Exercise task ->
Copy the full set of lines exactly as given.

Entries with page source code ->
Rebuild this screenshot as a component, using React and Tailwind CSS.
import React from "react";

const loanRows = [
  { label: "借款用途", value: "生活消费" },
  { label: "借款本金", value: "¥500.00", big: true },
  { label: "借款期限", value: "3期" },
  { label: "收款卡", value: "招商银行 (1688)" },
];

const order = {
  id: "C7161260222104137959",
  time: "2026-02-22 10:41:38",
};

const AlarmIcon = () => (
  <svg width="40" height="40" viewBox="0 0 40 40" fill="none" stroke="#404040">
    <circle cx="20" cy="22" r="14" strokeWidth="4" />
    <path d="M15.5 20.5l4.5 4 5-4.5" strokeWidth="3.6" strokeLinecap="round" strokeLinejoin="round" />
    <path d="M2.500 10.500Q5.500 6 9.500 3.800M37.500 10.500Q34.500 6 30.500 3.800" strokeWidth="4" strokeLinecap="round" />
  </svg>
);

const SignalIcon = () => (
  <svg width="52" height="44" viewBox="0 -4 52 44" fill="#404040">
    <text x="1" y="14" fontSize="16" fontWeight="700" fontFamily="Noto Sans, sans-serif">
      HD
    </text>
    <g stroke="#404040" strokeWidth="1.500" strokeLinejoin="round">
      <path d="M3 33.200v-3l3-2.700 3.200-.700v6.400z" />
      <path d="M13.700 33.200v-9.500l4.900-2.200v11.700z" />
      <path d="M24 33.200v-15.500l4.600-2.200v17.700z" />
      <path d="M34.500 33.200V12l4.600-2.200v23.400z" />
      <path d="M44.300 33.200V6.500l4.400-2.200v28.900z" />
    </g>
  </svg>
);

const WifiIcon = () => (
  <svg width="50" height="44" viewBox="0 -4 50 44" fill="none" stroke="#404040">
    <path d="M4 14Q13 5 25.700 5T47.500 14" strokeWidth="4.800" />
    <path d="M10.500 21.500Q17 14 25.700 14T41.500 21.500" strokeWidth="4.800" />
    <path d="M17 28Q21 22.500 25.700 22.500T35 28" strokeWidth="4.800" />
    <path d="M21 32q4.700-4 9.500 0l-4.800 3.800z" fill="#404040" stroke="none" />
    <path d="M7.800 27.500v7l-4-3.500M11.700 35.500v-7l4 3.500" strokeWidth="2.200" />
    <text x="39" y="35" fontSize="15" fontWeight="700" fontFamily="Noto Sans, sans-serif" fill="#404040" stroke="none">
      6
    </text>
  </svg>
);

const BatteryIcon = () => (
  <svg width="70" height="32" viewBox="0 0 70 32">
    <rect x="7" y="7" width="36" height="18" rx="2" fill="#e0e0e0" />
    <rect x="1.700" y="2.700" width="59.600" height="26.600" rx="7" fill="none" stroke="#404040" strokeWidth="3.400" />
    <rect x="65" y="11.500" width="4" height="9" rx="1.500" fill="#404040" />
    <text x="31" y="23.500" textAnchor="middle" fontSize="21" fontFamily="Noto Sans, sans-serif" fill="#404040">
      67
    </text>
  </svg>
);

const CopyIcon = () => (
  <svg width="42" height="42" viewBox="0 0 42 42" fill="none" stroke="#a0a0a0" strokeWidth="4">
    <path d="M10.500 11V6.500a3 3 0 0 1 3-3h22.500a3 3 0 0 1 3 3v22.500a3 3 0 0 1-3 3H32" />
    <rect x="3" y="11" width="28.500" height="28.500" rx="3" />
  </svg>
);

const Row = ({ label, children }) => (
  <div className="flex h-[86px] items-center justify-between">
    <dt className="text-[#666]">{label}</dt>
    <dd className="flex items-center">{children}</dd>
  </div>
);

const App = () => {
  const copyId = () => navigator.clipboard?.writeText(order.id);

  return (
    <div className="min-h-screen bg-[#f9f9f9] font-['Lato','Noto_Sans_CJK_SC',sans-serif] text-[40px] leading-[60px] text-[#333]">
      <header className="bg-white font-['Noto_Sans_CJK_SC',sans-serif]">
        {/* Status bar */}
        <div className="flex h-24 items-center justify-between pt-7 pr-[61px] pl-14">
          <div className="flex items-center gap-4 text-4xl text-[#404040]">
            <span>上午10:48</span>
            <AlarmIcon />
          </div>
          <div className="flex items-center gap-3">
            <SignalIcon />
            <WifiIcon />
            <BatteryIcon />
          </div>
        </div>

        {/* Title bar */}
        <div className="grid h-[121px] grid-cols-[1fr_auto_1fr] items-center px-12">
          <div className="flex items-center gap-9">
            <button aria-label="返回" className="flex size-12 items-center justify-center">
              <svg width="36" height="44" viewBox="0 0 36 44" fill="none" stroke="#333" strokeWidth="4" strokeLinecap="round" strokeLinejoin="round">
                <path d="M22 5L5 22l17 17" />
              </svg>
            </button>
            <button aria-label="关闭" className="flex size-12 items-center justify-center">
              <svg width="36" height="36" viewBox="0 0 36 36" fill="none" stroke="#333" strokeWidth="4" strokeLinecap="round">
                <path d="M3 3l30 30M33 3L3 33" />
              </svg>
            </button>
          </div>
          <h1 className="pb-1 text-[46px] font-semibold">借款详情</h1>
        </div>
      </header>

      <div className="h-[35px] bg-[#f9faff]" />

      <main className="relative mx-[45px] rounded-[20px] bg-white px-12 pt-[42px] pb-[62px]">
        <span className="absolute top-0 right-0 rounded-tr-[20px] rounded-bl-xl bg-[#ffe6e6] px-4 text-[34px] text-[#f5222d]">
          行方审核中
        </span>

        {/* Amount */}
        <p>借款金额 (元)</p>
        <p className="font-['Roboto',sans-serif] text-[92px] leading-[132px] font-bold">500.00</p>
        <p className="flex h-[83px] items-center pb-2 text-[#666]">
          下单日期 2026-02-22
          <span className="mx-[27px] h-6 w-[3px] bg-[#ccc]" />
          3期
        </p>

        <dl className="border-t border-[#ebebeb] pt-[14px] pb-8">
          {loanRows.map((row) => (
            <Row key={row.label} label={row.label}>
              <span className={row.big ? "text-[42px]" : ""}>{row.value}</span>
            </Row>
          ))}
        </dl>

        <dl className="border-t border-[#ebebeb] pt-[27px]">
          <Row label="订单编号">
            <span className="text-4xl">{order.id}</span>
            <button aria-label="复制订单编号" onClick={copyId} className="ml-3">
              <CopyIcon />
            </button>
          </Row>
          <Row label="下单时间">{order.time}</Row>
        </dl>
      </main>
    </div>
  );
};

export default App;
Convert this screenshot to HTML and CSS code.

Final answer ->
Rebuild this screenshot as a component, using React and Tailwind CSS.
import React from "react";

const loanRows = [
  { label: "借款用途", value: "生活消费" },
  { label: "借款本金", value: "¥500.00", big: true },
  { label: "借款期限", value: "3期" },
  { label: "收款卡", value: "招商银行 (1688)" },
];

const order = {
  id: "C7161260222104137959",
  time: "2026-02-22 10:41:38",
};

const AlarmIcon = () => (
  <svg width="40" height="40" viewBox="0 0 40 40" fill="none" stroke="#404040">
    <circle cx="20" cy="22" r="14" strokeWidth="4" />
    <path d="M15.5 20.5l4.5 4 5-4.5" strokeWidth="3.6" strokeLinecap="round" strokeLinejoin="round" />
    <path d="M2.500 10.500Q5.500 6 9.500 3.800M37.500 10.500Q34.500 6 30.500 3.800" strokeWidth="4" strokeLinecap="round" />
  </svg>
);

const SignalIcon = () => (
  <svg width="52" height="44" viewBox="0 -4 52 44" fill="#404040">
    <text x="1" y="14" fontSize="16" fontWeight="700" fontFamily="Noto Sans, sans-serif">
      HD
    </text>
    <g stroke="#404040" strokeWidth="1.500" strokeLinejoin="round">
      <path d="M3 33.200v-3l3-2.700 3.200-.700v6.400z" />
      <path d="M13.700 33.200v-9.500l4.900-2.200v11.700z" />
      <path d="M24 33.200v-15.500l4.600-2.200v17.700z" />
      <path d="M34.500 33.200V12l4.600-2.200v23.400z" />
      <path d="M44.300 33.200V6.500l4.400-2.200v28.900z" />
    </g>
  </svg>
);

const WifiIcon = () => (
  <svg width="50" height="44" viewBox="0 -4 50 44" fill="none" stroke="#404040">
    <path d="M4 14Q13 5 25.700 5T47.500 14" strokeWidth="4.800" />
    <path d="M10.500 21.500Q17 14 25.700 14T41.500 21.500" strokeWidth="4.800" />
    <path d="M17 28Q21 22.500 25.700 22.500T35 28" strokeWidth="4.800" />
    <path d="M21 32q4.700-4 9.500 0l-4.800 3.800z" fill="#404040" stroke="none" />
    <path d="M7.800 27.500v7l-4-3.500M11.700 35.500v-7l4 3.500" strokeWidth="2.200" />
    <text x="39" y="35" fontSize="15" fontWeight="700" fontFamily="Noto Sans, sans-serif" fill="#404040" stroke="none">
      6
    </text>
  </svg>
);

const BatteryIcon = () => (
  <svg width="70" height="32" viewBox="0 0 70 32">
    <rect x="7" y="7" width="36" height="18" rx="2" fill="#e0e0e0" />
    <rect x="1.700" y="2.700" width="59.600" height="26.600" rx="7" fill="none" stroke="#404040" strokeWidth="3.400" />
    <rect x="65" y="11.500" width="4" height="9" rx="1.500" fill="#404040" />
    <text x="31" y="23.500" textAnchor="middle" fontSize="21" fontFamily="Noto Sans, sans-serif" fill="#404040">
      67
    </text>
  </svg>
);

const CopyIcon = () => (
  <svg width="42" height="42" viewBox="0 0 42 42" fill="none" stroke="#a0a0a0" strokeWidth="4">
    <path d="M10.500 11V6.500a3 3 0 0 1 3-3h22.500a3 3 0 0 1 3 3v22.500a3 3 0 0 1-3 3H32" />
    <rect x="3" y="11" width="28.500" height="28.500" rx="3" />
  </svg>
);

const Row = ({ label, children }) => (
  <div className="flex h-[86px] items-center justify-between">
    <dt className="text-[#666]">{label}</dt>
    <dd className="flex items-center">{children}</dd>
  </div>
);

const App = () => {
  const copyId = () => navigator.clipboard?.writeText(order.id);

  return (
    <div className="min-h-screen bg-[#f9f9f9] font-['Lato','Noto_Sans_CJK_SC',sans-serif] text-[40px] leading-[60px] text-[#333]">
      <header className="bg-white font-['Noto_Sans_CJK_SC',sans-serif]">
        {/* Status bar */}
        <div className="flex h-24 items-center justify-between pt-7 pr-[61px] pl-14">
          <div className="flex items-center gap-4 text-4xl text-[#404040]">
            <span>上午10:48</span>
            <AlarmIcon />
          </div>
          <div className="flex items-center gap-3">
            <SignalIcon />
            <WifiIcon />
            <BatteryIcon />
          </div>
        </div>

        {/* Title bar */}
        <div className="grid h-[121px] grid-cols-[1fr_auto_1fr] items-center px-12">
          <div className="flex items-center gap-9">
            <button aria-label="返回" className="flex size-12 items-center justify-center">
              <svg width="36" height="44" viewBox="0 0 36 44" fill="none" stroke="#333" strokeWidth="4" strokeLinecap="round" strokeLinejoin="round">
                <path d="M22 5L5 22l17 17" />
              </svg>
            </button>
            <button aria-label="关闭" className="flex size-12 items-center justify-center">
              <svg width="36" height="36" viewBox="0 0 36 36" fill="none" stroke="#333" strokeWidth="4" strokeLinecap="round">
                <path d="M3 3l30 30M33 3L3 33" />
              </svg>
            </button>
          </div>
          <h1 className="pb-1 text-[46px] font-semibold">借款详情</h1>
        </div>
      </header>

      <div className="h-[35px] bg-[#f9faff]" />

      <main className="relative mx-[45px] rounded-[20px] bg-white px-12 pt-[42px] pb-[62px]">
        <span className="absolute top-0 right-0 rounded-tr-[20px] rounded-bl-xl bg-[#ffe6e6] px-4 text-[34px] text-[#f5222d]">
          行方审核中
        </span>

        {/* Amount */}
        <p>借款金额 (元)</p>
        <p className="font-['Roboto',sans-serif] text-[92px] leading-[132px] font-bold">500.00</p>
        <p className="flex h-[83px] items-center pb-2 text-[#666]">
          下单日期 2026-02-22
          <span className="mx-[27px] h-6 w-[3px] bg-[#ccc]" />
          3期
        </p>

        <dl className="border-t border-[#ebebeb] pt-[14px] pb-8">
          {loanRows.map((row) => (
            <Row key={row.label} label={row.label}>
              <span className={row.big ? "text-[42px]" : ""}>{row.value}</span>
            </Row>
          ))}
        </dl>

        <dl className="border-t border-[#ebebeb] pt-[27px]">
          <Row label="订单编号">
            <span className="text-4xl">{order.id}</span>
            <button aria-label="复制订单编号" onClick={copyId} className="ml-3">
              <CopyIcon />
            </button>
          </Row>
          <Row label="下单时间">{order.time}</Row>
        </dl>
      </main>
    </div>
  );
};

export default App;
Convert this screenshot to HTML and CSS code.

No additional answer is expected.